Sarah Woods, Chief Executive of Help Musicians commented:

“The Musicians’ Census 2023 not only offers unique insight into the make-up of the musicians’ community across the UK but also paints a picture of the distinctive set of challenges musicians face to sustain a career in music.

“The Census information will be vital in informing our future services; with a better understanding of the career challenges that different communities within the music industry face we can offer help on a national scale which makes a substantial, and positive impact on musician’s lives and careers.

“Although the data shows some big challenges musicians face, it also highlights how committed musicians are in continuing to produce the music we all know and love; demonstrating how resilient our population of musicians truly is.

“The Census findings show that musicians need our continued support and working collaboratively with others in the music industry. This valuable insight will enable us to do more in the years to come.

“Thank you to everyone who responded and to those organisations who helped us share it – Help Musicians will use the Census to develop new forms of support to ensure a world where musicians thrive.”

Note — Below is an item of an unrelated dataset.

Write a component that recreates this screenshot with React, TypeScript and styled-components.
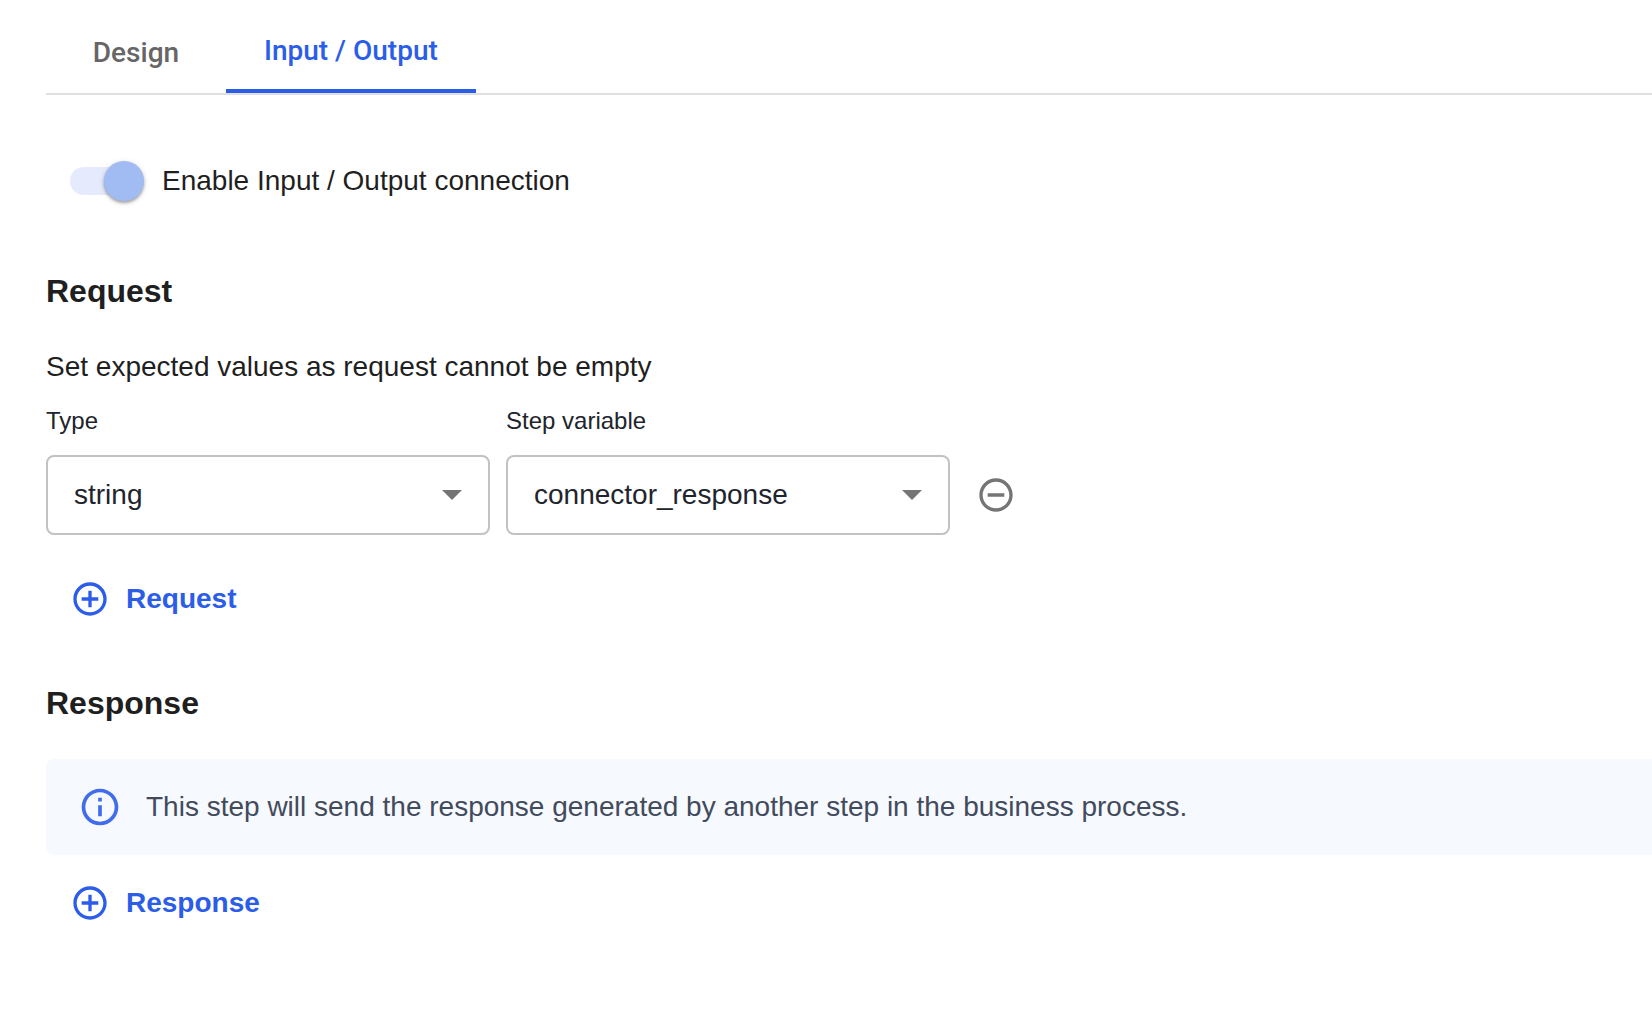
import React, { useState } from "react";
import styled, { createGlobalStyle } from "styled-components";
import { MdAddCircleOutline, MdOutlineInfo, MdRemoveCircleOutline } from "react-icons/md";

const colors = {
  primary: "#2b5de9",
  ink: "#1f1f1f",
  field: "#21242c",
  muted: "#666666",
  icon: "#757575",
  line: "#e0e0e0",
  border: "#c2c2c2",
};

const GlobalStyle = createGlobalStyle`
  *, *::before, *::after {
    box-sizing: border-box;
  }
  body {
    margin: 0;
    background: #fff;
    color: ${colors.ink};
    font-family: "Liberation Sans", Arial, sans-serif;
    font-size: 28px;
    line-height: 32px;
  }
  button, select {
    font: inherit;
  }
`;

const Page = styled.main`
  display: flex;
  flex-direction: column;
  padding: 11px 0 48px 46px;
`;

const TabList = styled.div`
  display: flex;
  border-bottom: 2px solid ${colors.line};
`;

const Tab = styled.button<{ $active: boolean }>`
  min-width: 180px;
  height: 82px;
  padding: 2px 38px 0;
  border: 0;
  border-bottom: ${(p) => (p.$active ? `4px solid ${colors.primary}` : "0")};
  background: none;
  color: ${(p) => (p.$active ? colors.primary : colors.muted)};
  font-family: Roboto, sans-serif;
  font-weight: 500;
  cursor: pointer;
`;

const ToggleRow = styled.label`
  display: flex;
  align-items: center;
  align-self: flex-start;
  gap: 20px;
  height: 40px;
  margin: 66px 0 0 24px;
`;

const Toggle = styled.input`
  appearance: none;
  display: flex;
  align-items: center;
  width: 72px;
  height: 28px;
  margin: 0;
  border-radius: 14px;
  background: #e5eafc;

  &::before {
    content: "";
    flex: none;
    width: 40px;
    height: 40px;
    border-radius: 50%;
    background: #a1bbf3;
    box-shadow: 0 2px 3px rgba(0, 0, 0, 0.3), 0 1px 6px rgba(0, 0, 0, 0.12);
  }
  &:checked::before {
    margin-left: 34px;
  }
`;

const Section = styled.section`
  display: flex;
  flex-direction: column;
  margin-top: 64px;
  &:first-of-type {
    margin-top: 70px;
  }
`;

const Heading = styled.h2`
  margin: 0;
  font-size: 32px;
  line-height: 40px;
  font-weight: 700;
`;

const Hint = styled.p`
  margin: 40px 0 24px;
`;

const FieldRow = styled.div`
  display: flex;
  align-items: flex-end;
  gap: 16px;
  margin-bottom: 44px;
`;

const Field = styled.div`
  display: flex;
  flex-direction: column;
  gap: 20px;
  flex: 0 1 444px;
  color: ${colors.field};
`;

const FieldLabel = styled.label`
  font-size: 24px;
  line-height: 28px;
`;

const SelectBox = styled.div`
  display: grid;
  align-items: center;
  > * {
    grid-area: 1 / 1;
  }
`;

const Select = styled.select`
  appearance: none;
  width: 100%;
  height: 80px;
  padding: 0 64px 0 26px;
  border: 2px solid ${colors.border};
  border-radius: 8px;
  background: #fff;
  color: ${colors.field};
`;

const Caret = styled.svg`
  justify-self: end;
  width: 20px;
  height: 10px;
  margin-right: 28px;
  fill: ${colors.icon};
  pointer-events: none;
`;

const IconButton = styled.button`
  display: flex;
  align-items: center;
  height: 80px;
  padding: 0 10px;
  border: 0;
  background: none;
  color: ${colors.icon};
  cursor: pointer;
`;

const AddButton = styled.button`
  display: flex;
  align-items: center;
  align-self: flex-start;
  gap: 16px;
  height: 40px;
  margin-left: 24px;
  padding: 0;
  border: 0;
  background: none;
  color: ${colors.primary};
  font-weight: 700;
  cursor: pointer;
`;

const Notice = styled.div`
  display: flex;
  align-items: center;
  gap: 24px;
  min-height: 96px;
  margin: 36px 0 28px;
  padding: 0 32px;
  border-radius: 8px 0 0 8px;
  background: #f6f9fe;
  color: #424b5c;

  > svg {
    flex: none;
    color: #416ceb;
  }
`;

const NoticeText = styled.p`
  margin: 0;
`;

function SelectField({ id, label, options }: { id: string; label: string; options: string[] }) {
  return (
    <Field>
      <FieldLabel htmlFor={id}>{label}</FieldLabel>
      <SelectBox>
        <Select id={id} defaultValue={options[0]}>
          {options.map((option) => (
            <option key={option}>{option}</option>
          ))}
        </Select>
        <Caret viewBox="0 0 20 10" aria-hidden="true">
          <path d="M0 0h20L10 10z" />
        </Caret>
      </SelectBox>
    </Field>
  );
}

const tabs = ["Design", "Input / Output"];

export default function App() {
  const [active, setActive] = useState(tabs[1]);
  const [enabled, setEnabled] = useState(true);

  return (
    <>
      <GlobalStyle />
      <Page>
        <TabList role="tablist">
          {tabs.map((tab) => (
            <Tab
              key={tab}
              type="button"
              role="tab"
              aria-selected={tab === active}
              $active={tab === active}
              onClick={() => setActive(tab)}
            >
              {tab}
            </Tab>
          ))}
        </TabList>

        <ToggleRow>
          <Toggle type="checkbox" checked={enabled} onChange={(e) => setEnabled(e.target.checked)} />
          Enable Input / Output connection
        </ToggleRow>

        <Section>
          <Heading>Request</Heading>
          <Hint>Set expected values as request cannot be empty</Hint>
          <FieldRow>
            <SelectField id="request-type" label="Type" options={["string"]} />
            <SelectField id="request-variable" label="Step variable" options={["connector_response"]} />
            <IconButton type="button" aria-label="Remove request">
              <MdRemoveCircleOutline size={40} />
            </IconButton>
          </FieldRow>
          <AddButton type="button">
            <MdAddCircleOutline size={40} />
            Request
          </AddButton>
        </Section>

        <Section>
          <Heading>Response</Heading>
          <Notice role="note">
            <MdOutlineInfo size={44} />
            <NoticeText>
              This step will send the response generated by another step in the business process.
            </NoticeText>
          </Notice>
          <AddButton type="button">
            <MdAddCircleOutline size={40} />
            Response
          </AddButton>
        </Section>
      </Page>
    </>
  );
}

Charisse Beaumont, Chief Executive of Black Lives In Music commented:

“The Musicians’ Census is an important tool that will help to understand the lived experience of all musicians working across the country.

"Through the Census we hear the voices of musicians, their challenges and their needs.

"It is essential that the music industry uses this data to help inform strategy to make much needed change to ensure all musicians thrive.”

More Musicians’ Census insight reports to come in 2023 and 2024

The first report from the Musicians’ Census 2023 has been published and is available to read now.

Further reports with insights into other aspects of UK musicians’ lives will be released over the coming months.